Had you been listening to this music before?
No! Because trance was so dominant at the time; dance music was blowing up and evolving in different styles, obviously. Me being from the UK, that was the dominating sound: the harder, German kind of trance, and that kind of fast techno. But going to the States and listening to a slower, deeper, funkier version of a different kind of style, which was obviously US tribal house—it was different.
What were you doing in New York?
I was just traveling. [laughs] I used to study in London, and any opportunity I had, I would travel just to go clubbing.
You were traveling the world specifically to go to clubs?
Specifically to go to clubs.
Where had you been prior to this?
In Madrid, in Amsterdamn, just everywhere. Paris… I love Paris. London, of course. I used to club out.

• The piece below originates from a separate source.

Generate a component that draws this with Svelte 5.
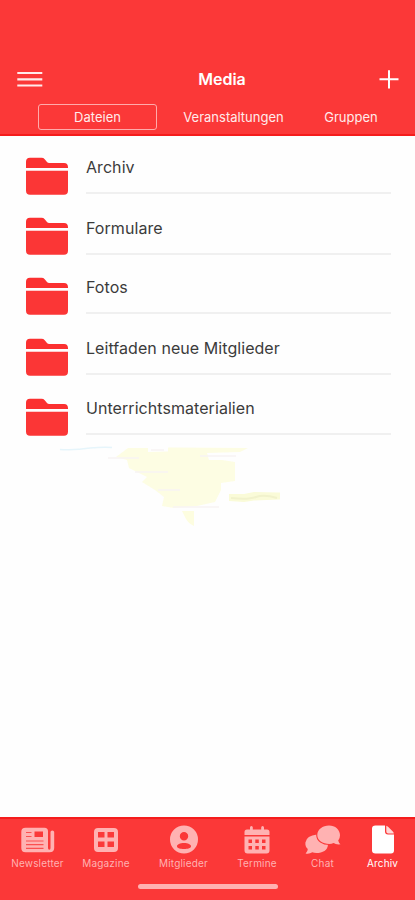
<script>
  const tabs = ['Dateien', 'Veranstaltungen', 'Gruppen'];
  let activeTab = $state('Dateien');
  const folders = ['Archiv', 'Formulare', 'Fotos', 'Leitfaden neue Mitglieder', 'Unterrichtsmaterialien'];
  const nav = ['Newsletter', 'Magazine', 'Mitglieder', 'Termine', 'Chat', 'Archiv'];
</script>

<div class="screen">
  <header>
    <div class="bar">
      <button class="icon" aria-label="Menu">
        <svg width="26" height="18" viewBox="0 0 26 18"><path d="M.3 2h25M.3 8.300h25M.3 14.500h25" stroke="#fff" stroke-opacity=".9" stroke-width="2.200" /></svg>
      </button>
      <h1>Media</h1>
      <button class="icon" aria-label="Neu">
        <svg width="20" height="20" viewBox="0 0 20 20"><path d="M10 .2v18.400M.5 9.300h19" stroke="#fff" stroke-width="2" /></svg>
      </button>
    </div>
    <div class="tabs">
      {#each tabs as tab}
        <button class="tab" class:active={tab === activeTab} onclick={() => (activeTab = tab)}>{tab}</button>
      {/each}
    </div>
  </header>

  <main>
    <ul>
      {#each folders as name}
        <li>
          <svg class="folder" width="42" height="38" viewBox="0 0 42 38">
            <path d="M0 11V4.800Q0 .8 4 .8H15.500q2 0 3.200 1.400l2.300 2.800q.8.900 2.200.9H38q4 0 4 4.400V11z" fill="#fb3030" />
            <path d="M0 13.700H42V33.700q0 4-4 4H4q-4 0-4-4z" fill="#fb3636" />
          </svg>
          <span>{name}</span>
        </li>
      {/each}
    </ul>
    <svg class="map" width="260" height="90" viewBox="0 0 260 90">
      <path d="M20 8.500q15 1 30-1.500 12-1 22-.5" fill="none" stroke="#e6f5fb" stroke-width="1.500" />
      <path d="M88 7h20v4l20-.5V6.500l80 .5-8 4-33 1 2 7h13l13 2v19l-14 2v7l-6 12-18 4-23 2-12-2 2-9-9-7-13-8 5-5-18-9-2-8-11-3z" fill="#fdfde3" />
      <path d="M142 70h12v15q-5-2-8-7z" fill="#fdfde0" />
      <path d="M189 53h15l10-2 26 .5v7l-26 1-10 1.500-15-1z" fill="#fafbd8" />
      <path d="M191 57q17 2 25-1t21 1" stroke="#f1f2cc" stroke-width="2" fill="none" />
      <path d="M68 17h31M95 31h33M111 9h13M118 49h22M160 15h36M133 66h46" stroke="#f7f4f4" stroke-width="1.300" fill="none" />
    </svg>
  </main>

  <footer>
    <nav>
      {#each nav as item, i}
        <a href="#{item}" class:current={i === 5}>
          {#if i === 0}
            <svg width="34" height="30" viewBox="0 0 34 30">
              <path d="M4.500 2.800h19q3.500 0 3.500 3.500V23q0 1.700 1.300 1.700T29.500 23V7q0-1.500 1.800-1.500T33.200 7v16q0 4.200-4.700 4.200H4.500q-4.200 0-4.200-4.200V7q0-4.200 4.200-4.200z" />
              <path d="M13.500 6.500H22V12h-8.500z" fill="#fb3838" />
              <path d="M5 7.500h5.500M5 11.500h5.500M5 16h17.500M5 19.700h17.500M5 23.400h17.500" stroke="#fb5050" stroke-width="1.200" />
            </svg>
          {:else if i === 1}
            <svg width="24" height="30" viewBox="0 0 24 30"><path fill-rule="evenodd" d="M4 3h16q4 0 4 4v16q0 4-4 4H4q-4 0-4-4V7q0-4 4-4zm0 4v5.500h6.500V7zm9.500 0v5.500H20V7zM4 16.500V22h6.500v-5.500zm9.500 0V22H20v-5.500z" /></svg>
          {:else if i === 2}
            <svg width="28" height="30" viewBox="0 0 28 30"><path fill-rule="evenodd" d="M14 .5a14 14 0 1 1 0 28 14 14 0 0 1 0-28zm0 6.500a4.200 4.200 0 1 0 0 8.400A4.200 4.200 0 0 0 14 7zm0 11c-4 0-7 1.400-7 3.200S10 24 14 24s7-1 7-2.800-3-3.200-7-3.200z" /></svg>
          {:else if i === 3}
            <svg width="26" height="30" viewBox="0 0 26 30">
              <path d="M.5 10V7q0-2.500 2.500-2.500h3V2.500Q6 1 7.400 1t1.400 1.500v2h8.400v-2Q17.200 1 18.600 1T20 2.500v2h3q2.500 0 2.500 2.500v3z" />
              <path fill-rule="evenodd" d="M.5 11.500h25v14q0 3-3 3h-19q-3 0-3-3zm4 3V18H8v-3.500zm6.800 0V18h3.500v-3.500zm6.700 0V18h3.500v-3.500zM4.500 21v3.500H8V21zm6.800 0v3.500h3.500V21zm6.700 0v3.500h3.500V21z" />
            </svg>
          {:else if i === 4}
            <svg width="36" height="30" viewBox="0 0 36 30">
              <path d="M12 9.500C17 9 23 12.500 23 19S17.500 28 11.500 28q-2.500 0-4.200-.7Q4.500 29.200.6 28.500q2.200-2.200 2.200-4.500Q0 21.500.4 17.500 1.500 10.500 12 9.500z" />
              <path d="M24 .5c6.200 0 11 4.200 11 9.800q0 3.200-1.800 5.200.5 2.200 2.300 3.800-4.500.5-6.900-1.200-2 .9-4.300.9c-6.500 0-12-3.500-12-9S17.700.5 24 .5z" stroke="#fb3838" stroke-width="2.200" paint-order="stroke" />
            </svg>
          {:else}
            <svg width="22" height="30" viewBox="0 0 22 30">
              <path d="M3.500.5H13v6q0 3 3 3h6v16q0 3-3 3H3.500q-3.500 0-3.500-3V3.500q0-3 3.500-3z" />
              <path d="M14.300.8q1 .2 2 1.200l4.500 4.500q1 1 1 1.900h-5.500q-2 0-2-2z" fill="#ffd8d8" />
            </svg>
          {/if}
          <span>{item}</span>
        </a>
      {/each}
    </nav>
    <div class="home"></div>
  </footer>
</div>

<style>
  :global(body) { margin: 0; }
  .screen { height: 900px; width: 415px; display: flex; flex-direction: column; background: #fefefe; font-family: Inter, "Liberation Sans", sans-serif; overflow: hidden; }
  button { border: 0; background: none; padding: 0; margin: 0; font: inherit; color: inherit; }
  header { height: 136px; box-sizing: border-box; padding-top: 66px; background: #fb3838; color: #fff; border-bottom: 2px solid #f51c1c; }
  .bar { display: flex; align-items: center; justify-content: space-between; height: 27px; padding: 0 16px 0 17px; }
  .icon, .icon svg { display: block; }
  h1 { margin: 0 0 0 22px; font-size: 16px; font-weight: 600; line-height: 27px; }
  .tabs { display: flex; align-items: center; margin: 11px 0 0 38px; height: 26px; }
  .tab { box-sizing: border-box; height: 26px; font-size: 13px; line-height: 25px; text-align: center; border: 1px solid transparent; width: 119px; white-space: nowrap; color: #ffebeb; }
  .tab:nth-child(2) { width: 153px; }
  .tab:nth-child(3) { width: 82px; }
  .tab.active { border-color: #ffabab; border-radius: 3px; }
  main { flex: 1; }
  ul { list-style: none; margin: 0; padding: 15px 24px 0 26px; }
  li { display: flex; height: 60.200px; gap: 18px; }
  .folder { flex: none; margin-top: 6px; }
  li span { flex: 1; height: 43px; box-sizing: border-box; padding-top: 5px; line-height: 22px; font-size: 16px; letter-spacing: .06px; color: #3b3b3b; border-bottom: 2px solid #f0f0f0; }
  li:nth-child(2) span { height: 44px; padding-top: 6px; }
  .map { display: block; margin: -11px 0 0 40px; }
  footer { height: 83px; box-sizing: border-box; background: #fb3838; border-top: 2px solid #f51c1c; }
  nav { display: grid; grid-template-columns: 69px 68px 87px 60px 71px 49px; padding: 6px 8px 0 3px; height: 59px; }
  a { display: flex; flex-direction: column; align-items: center; color: #ffb2b2; text-decoration: none; font-size: 10px; line-height: 14px; }
  a svg { fill: currentColor; display: block; }
  a span { margin-top: 1px; white-space: nowrap; letter-spacing: .18px; }
  .current { color: #fff; }
  .home { width: 140px; height: 5px; border-radius: 3px; background: #ffb0b0; margin: 0 auto; }
</style>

How old were you at the time?
I was younger [laughs], but I don’t regret any minute of it, because it was kind of my musical education. I heard every single DJ, and I kind of studied everything they did, how they did it, what they played, what time. I was that person on the floor, scrutinizing and flying on the music.
So you get to New York after being in Europe, and what’s different, culturally?
The lifestyle is obviously different in New York. It was totally different than Europe. New York back then, the gay clubs were it at the time—all the drag queens and all the freaks. People who used to dress and make the effort. We didn’t have that in the UK; over there was a full-on, banging kind of rave going on. So in that sense, New York was sexier, and I remember at the time, all the British DJs went over to America. Sasha and Digweed started going over and slowing down their music, basically. That’s how you had the emergence of progressive house during that time.
What else do you remember about that night?
After that, I went to London, and I started promoting for five years. I had a monthly night here in London at a club called Turnmills, and I worked there for five and a half consecutive years. I booked so many DJs. I stopped doing that when I bought a house in Ibiza, and that required me to go over there and refurbish the place. I stepped away from the music world for two and a half years. I wanted to come back to it, but not as a promoter, because it was kind of an intense job. One day you win, and another one you lose. It was quite risky, but my love and passion for the music stayed the same. So I decided to go and make the music, and that’s how I started producing. My ears started me, basically.
Is there one song that sums up that night for you?
Danny’s “Music Is the Answer.”
Have you seen Danny play since?
Of course. He’s one of my heroes, and he’s the reason why I’m doing all this, really. It’s such an honor for me to have worked with him in different capacities. I threw a party three or four years ago in Ibiza, and he was the head of that party. It was at Ushuaia. I played with him then as well, and also to be a promoter for such an iconic figure in my life was really incredible for me.
After that, our friendship developed, and I went into the studio with him in New York, and we did a few attempts on music together. And obviously last year, when I threw my Mood party in Miami during the conference, he was one of my guests—along with Carl Cox, who is another hero of mine. The friendship, both artistically and personally, is just amazing; and for us to do, for the first time, a three-hour back-to-back in Montreal at the Bal en Blanc is pretty amazing for me—and I think for him, too. It’s April 5 in Montreal.
That’s such a great full-circle for you.
Unbelievable, really, to play with the guy that initiated all of these feelings in me.